Rights chair vows to stand up to Rody

President-elect Rodrigo Duterte called him an idiot and told him to shut up, but Commission on Human Rights (CHR) Chair Jose Luis Martin Gascon is not cowed.

Neither is he quitting even as a matter of courtesy.

“That would mean we lose our independence,” Gascon told the Inquirer in an interview on Wednesday.

Gascon has a seven-year term as chair of the CHR, an independent constitutional body, so he is not part of the Cabinet and under no compulsion to resign to give the incoming President a free hand in choosing a new human rights defender.

“The CHR is a constitutional office. If there’s a reorganization… the process of removing the CHR [chief] will have to be done according to the Constitution,” he said.

Gascon began his term in May last year, replacing Loretta Ann Rosales. This means that unless Duterte forces him out to put his own man on the commission, Gascon will remain in office for the duration of the President-elect’s term—until May 2022.

But Gascon said Duterte had not publicly said that he wanted him out of the CHR.

Asked what he would do if Duterte did try to replace him, Gascon said, “I will fight it.”

To watch Duterte

Speaking at the closing ceremony of the CHR’s four-and-a-half year project with Spain’s Agencia Española de Cooperacion Internacional para el Desarrollo (Aecid), Gascon discussed the “hopes and threats” presented by the incoming Duterte administration.

“We will deal with events and facts as they unfold,” he said.

“If the events and facts suggest that there’s repression rather than protection of human rights, the CHR is prepared to stand firm in defense of the promotion and fulfillment of human rights for all people,” Gascon said.

“We can [rest] assured human rights will be defended in the days, weeks and months ahead,” he said.

Before his proclamation as winner of the May 9 presidential election, the foul-mouthed Duterte lashed out at Gascon for calling him out on his joke about the gang rape and murder of an Australian missionary during a prison riot in Davao City in 1989.

Duterte called Gascon “naïve” and “an idiot” after the CHR ruled that the longtime Davao mayor violated the Magna Carta of Women when he joked that he should have been first to rape the missionary.

“Tell him to shut up… That idiot is nitpicking,” Duterte said, referring to Gascon.

Duterte, who has been linked to so-called death squads that have killed more than 1,000 criminal suspects in Davao, also promised during the campaign to kill tens of thousands of criminals outside the justice system.

He also vowed to restore the death penalty, with hanging as the preferred method of execution.

Stand and fight

In an interview with reporters on Wednesday, Gascon said he would not shut up.

“We will continue to monitor and protect human rights if we see abuses, we will stand and fight for human rights. Nothing in our mandate is to shut up,” he said.

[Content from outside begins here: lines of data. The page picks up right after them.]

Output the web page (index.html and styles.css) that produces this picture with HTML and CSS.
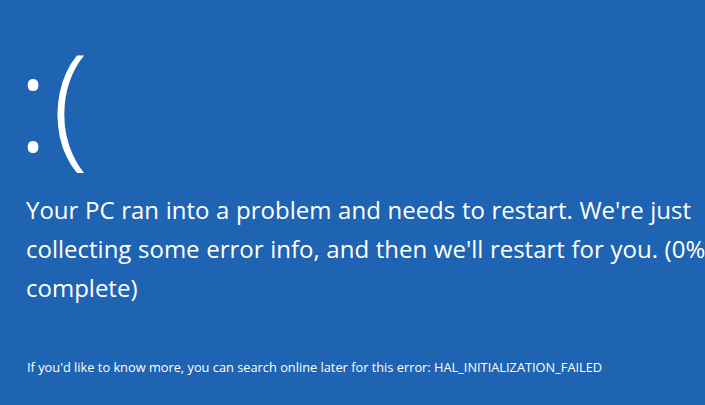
FILE: index.html
```html
<!DOCTYPE html>
<html>
<head>
<meta charset="utf-8">
<link rel="stylesheet" href="styles.css">
</head>
<body>
<main class="screen">
  <div class="face">:(</div>
  <p class="message">Your PC ran into a problem and needs to restart. We're just<br>collecting some error info, and then we'll restart for you. (0%<br>complete)</p>
  <p class="info">If you'd like to know more, you can search online later for this error: HAL_INITIALIZATION_FAILED</p>
</main>
</body>
</html>
```
FILE: styles.css
```css
html, body {
  margin: 0;
  padding: 0;
  background: #1f64b2;
  overflow: hidden;
}
.screen {
  width: 705px;
  height: 405px;
  box-sizing: border-box;
  padding: 16px 0 0 17px;
  color: #ffffff;
  font-family: "Open Sans", "Noto Sans", sans-serif;
  display: flex;
  flex-direction: column;
}
.face {
  font-size: 134px;
  font-weight: 300;
  line-height: 168px;
  height: 168px;
  white-space: nowrap;
  letter-spacing: 3px;
}
.message {
  margin: 6px 0 0 9px;
  font-size: 24px;
  word-spacing: 0.4px;
  line-height: 39px;
  white-space: nowrap;
}
.info {
  margin: 52px 0 0 10px;
  font-size: 12.8px;
  line-height: 16px;
  white-space: nowrap;
}
```
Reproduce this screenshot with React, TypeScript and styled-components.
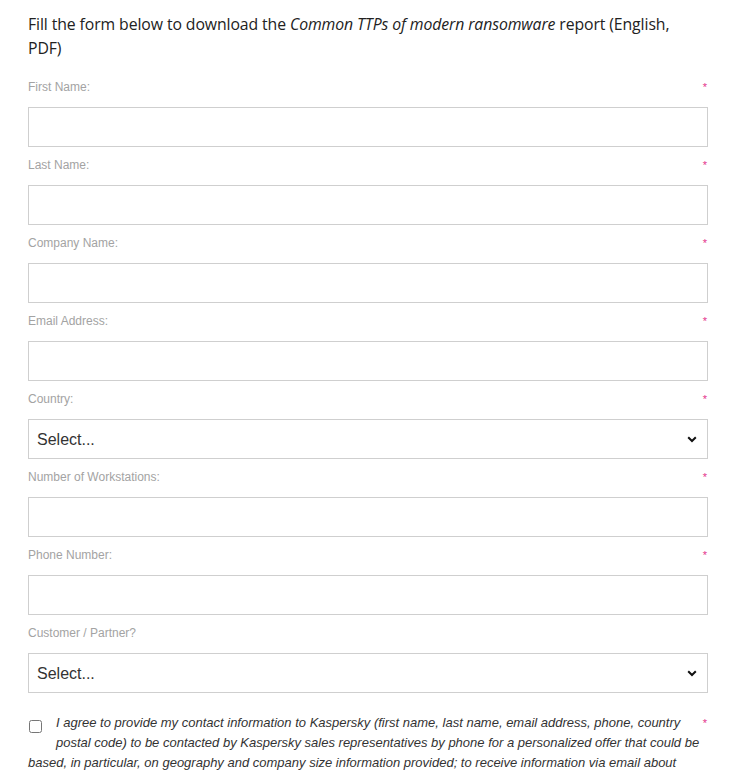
import styled, { createGlobalStyle } from "styled-components";

const fields: { label: string; kind: "input" | "select"; required: boolean }[] = [
  { label: "First Name:", kind: "input", required: true },
  { label: "Last Name:", kind: "input", required: true },
  { label: "Company Name:", kind: "input", required: true },
  { label: "Email Address:", kind: "input", required: true },
  { label: "Country:", kind: "select", required: true },
  { label: "Number of Workstations:", kind: "input", required: true },
  { label: "Phone Number:", kind: "input", required: true },
  { label: "Customer / Partner?", kind: "select", required: false },
];

export default function App() {
  return (
    <>
      <GlobalStyle />
      <Page>
        <Intro>
          Fill the form below to download the <em>Common TTPs of modern ransomware</em> report
          (English, PDF)
        </Intro>
        <Form>
          {fields.map((f) => (
            <Field key={f.label}>
              <LabelRow>
                <Label>{f.label}</Label>
                {f.required ? <Star>*</Star> : null}
              </LabelRow>
              {f.kind === "input" ? (
                <TextInput type="text" />
              ) : (
                <SelectWrap>
                  <Select defaultValue="">
                    <option value="">Select...</option>
                  </Select>
                  <Chevron width="10" height="7" viewBox="0 0 10 7">
                    <path d="M1.2 1.2 L5 5 L8.8 1.2" fill="none" stroke="#111" strokeWidth="2" />
                  </Chevron>
                </SelectWrap>
              )}
            </Field>
          ))}
          <Consent>
            <CheckWrap>
              <input type="checkbox" />
            </CheckWrap>
            <ConsentStar>*</ConsentStar>
            I agree to provide my contact information to Kaspersky (first name, last name, email
            address, phone, country postal code) to be contacted by Kaspersky sales representatives
            by phone for a personalized offer that could be based, in particular, on geography and
            company size information provided; to receive information via email about
          </Consent>
        </Form>
      </Page>
    </>
  );
}

const GlobalStyle = createGlobalStyle`
  body {
    margin: 0;
    background: #fff;
  }
`;

const Page = styled.div`
  padding: 12px 28px 0;
`;

const Intro = styled.p`
  margin: 0 0 19px;
  max-width: 660px;
  font-family: "Open Sans", sans-serif;
  font-size: 15.8px;
  line-height: 24px;
  color: #222;
  letter-spacing: -0.1px;
`;

const Form = styled.form`
  display: flex;
  flex-direction: column;
`;

const Field = styled.div`
  display: flex;
  flex-direction: column;
  margin-bottom: 10px;
`;

const LabelRow = styled.div`
  display: flex;
  justify-content: space-between;
  align-items: center;
  height: 16px;
  margin-bottom: 12px;
`;

const Label = styled.label`
  font-family: "Liberation Sans", Arial, sans-serif;
  font-size: 12px;
  color: #a3a3a3;
`;

const Star = styled.span`
  font-family: "Liberation Sans", Arial, sans-serif;
  font-size: 11px;
  color: #e4348b;
  margin-right: 1px;
`;

const TextInput = styled.input`
  box-sizing: border-box;
  height: 40px;
  width: 100%;
  margin: 0;
  border: 1px solid #cfcfcf;
  background: #fff;
  outline: none;
`;

const SelectWrap = styled.div`
  position: relative;
`;

const Select = styled.select`
  box-sizing: border-box;
  display: block;
  appearance: none;
  height: 40px;
  width: 100%;
  margin: 0;
  padding: 0 30px 0 8px;
  border: 1px solid #cfcfcf;
  border-radius: 0;
  background: #fff;
  font-family: "Liberation Sans", Arial, sans-serif;
  font-size: 16px;
  color: #333;
  outline: none;
`;

const Chevron = styled.svg`
  position: absolute;
  right: 11px;
  top: 17px;
  pointer-events: none;
`;

const Consent = styled.div`
  margin-top: 10px;
  font-family: "Liberation Sans", Arial, sans-serif;
  font-style: italic;
  font-size: 13px;
  line-height: 20px;
  color: #333;
`;

const CheckWrap = styled.span`
  float: left;
  width: 28px;
  height: 38px;
  input {
    margin: 7px 0 0 1px;
  }
`;

const ConsentStar = styled.span`
  float: right;
  font-style: normal;
  font-size: 11px;
  color: #e4348b;
  margin-right: 1px;
  margin-left: 20px;
`;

As for Duterte’s calling him an idiot, Gascon brushed it aside, saying: “Everyone has an opinion about everyone. We will just respect his opinion, and I will perform my job according to the Constitution.”

In the same CHR event, Spanish Ambassador to the Philippines Luis Antonio Calvo Castaño, responding to a question about what he thought of Duterte’s recent provocative remarks on human rights, said he would give the incoming President time.

“He has to be given time and margin to prove he is really committed to the conditions of those who are being kept outside. We feel very encouraged by his record in Davao as mayor for more than 20 years,” he said.

Castaño, who has not met Duterte, said he would have to first observe “how his presidency evolves.”

Spanish aid

The Spanish government, through Aecid, gave the CHR  2.75 million euros, or P137 million, for the Fortaleza project, aimed at strengthening the commission’s methods of promoting human rights.

It sought to achieve two main results: to strengthen the CHR’s capabilities to deliver human rights protection, promotion and policy services, and to build a community and culture of human rights in the Philippines through the establishment of an integrated multilateral approach program.

The CHR-Aecid Fortaleza project significantly helped in the construction of four new regional office buildings in Cagayan Valley, Central Luzon, Bicol region and Soccsksargen.